To return to these policies of the 1930s would lead to a rapid deflation of international commerce to the disadvantage of the United Kingdom. We should be even more cautious about establishing such a dangerous precedent at a time when the balance of world trade is so precarious, and in an industrial sector, namely motor cars, where the United Kingdom is itself a substantial net exporter.

The present imbalance in our motor vehicle trade with Japan has one common root—the inability of the British industry in recent years to meet demand, either at home or in Japan. As this situation is remedied so I hope we shall see an improvement in the trading situation.

This Government will give every assistance to the industry in this respect. We are always ready to consider and, if justified, make representations about, any allegations of unfair trading practices in Japan. More positively, we have already opened informal discussions with the Japanese authorities on ways of improving the present arrangements for testing the motor vehicles which our industry exports to Japan.
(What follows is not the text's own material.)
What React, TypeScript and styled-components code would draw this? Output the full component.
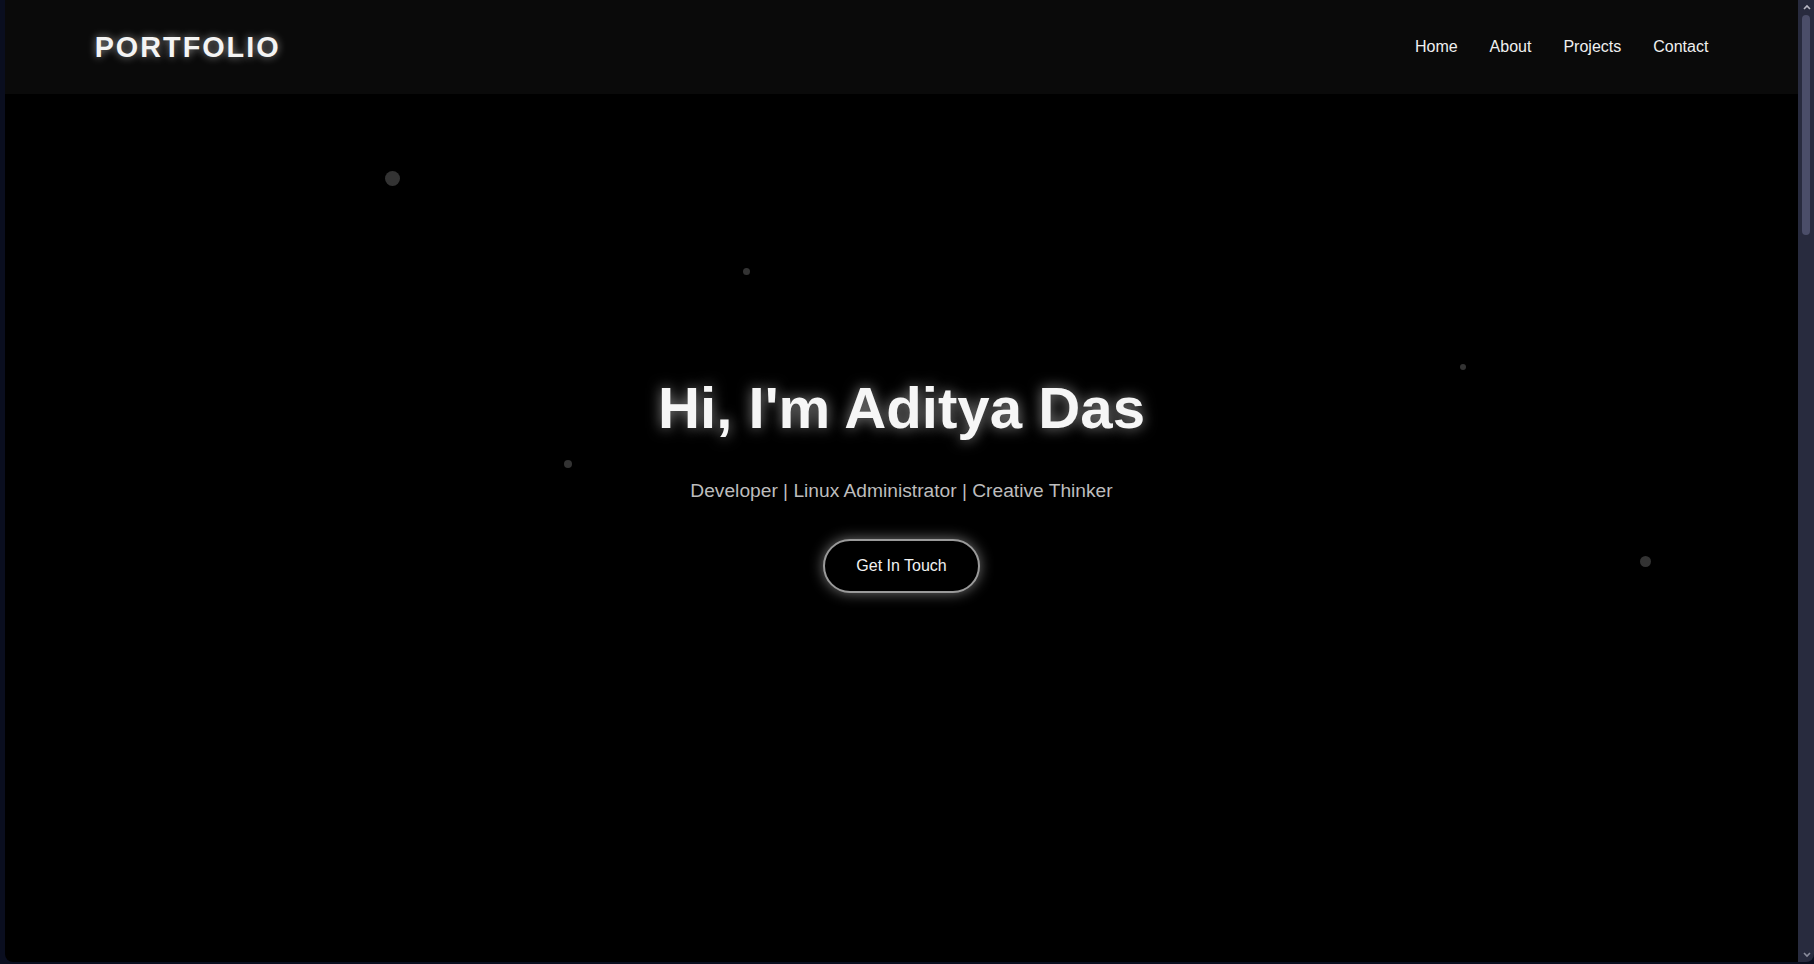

In the Exports to Japan Unit of my Department and in the very strong commercial section of our embassy we have a professional expertise which is not matched by the official services of any other country. This specialist knowledge of the Japanese market and of Japanese conditions is fully at the disposal of the British motor industry. I can promise the House and the industry that we will provide all the help we can. Nothing would give me and my Department greater satisfaction than to see a rapid expansion of car sales to Japan.

That is the best way to maintain production and investment, assist the balance of trade and safeguard employment.

Question put and agreed to.

Adjourned accordingly at sixteen minutes past Two o'clock.